You can check the stability of a fixed point $n^{*}$ of the system $\dot{n} = f(n)$ by checking its derivative at $n^{*}$.
If $f^{'}(n^{*}) < 0$, then $n^*$ is a stable fixed point. If $f^{'}(n^{*}) > 0$, the fixed point will be unstable. For $f^{'}(n^{*}) = 0$, we cannot tell whether the fixed point is stable or unstable and have to get another case.

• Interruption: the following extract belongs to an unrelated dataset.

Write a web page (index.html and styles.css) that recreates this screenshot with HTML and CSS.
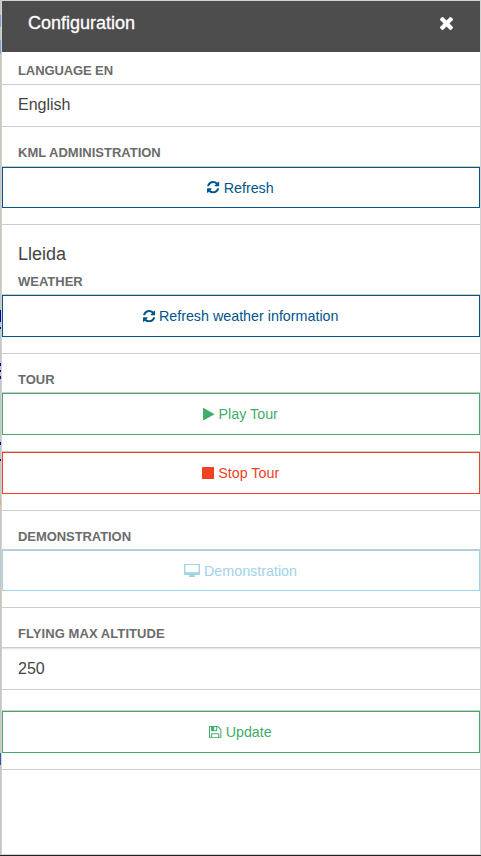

Here, using the quotient rule, we can calculate $f^{'}(n) = \frac{1}{(Gn + f)^{2}} [(Gn + f)Gp - (Gnp)G]-k$. For unstabilty check for two fixed points ,
$case-1 :$
when $$ n^{*} = \frac{pG - fk}{Gk}$$
$f^{'}(n) = \frac{Gp}{(Gn + f)} - \frac{G^{2}np}{(Gn + f)^2} - k > 0$ So we have three terms above , if we workout for first term it comes out as $k$ and this cancels out with the $-k$ (the third term) , so we are only left with $-\frac{G^{2}np}{(Gn + f)^{2}} > 0$ , and when we substitute in the latter ones $n = \frac{pG - fk}{Gk}$ we arrive at $-k (1- \frac{fk}{pG}) > 0$ leading to $p < \frac{fk}{G}$ ,so when $p < \frac{fk}{G}$, the fixed point is unstable .
$Case-2$
when $$n^{*} = 0$$
And now for $n^{*} = 0$ , substituting in the expression of $f^{'}$ above we get $\frac{Gp}{f} - k > 0$ implies for $p > (p_{c} = \frac{kf}{G})$ , $n^{*} = 0$ is an unstable fixed point.
Hope this helps !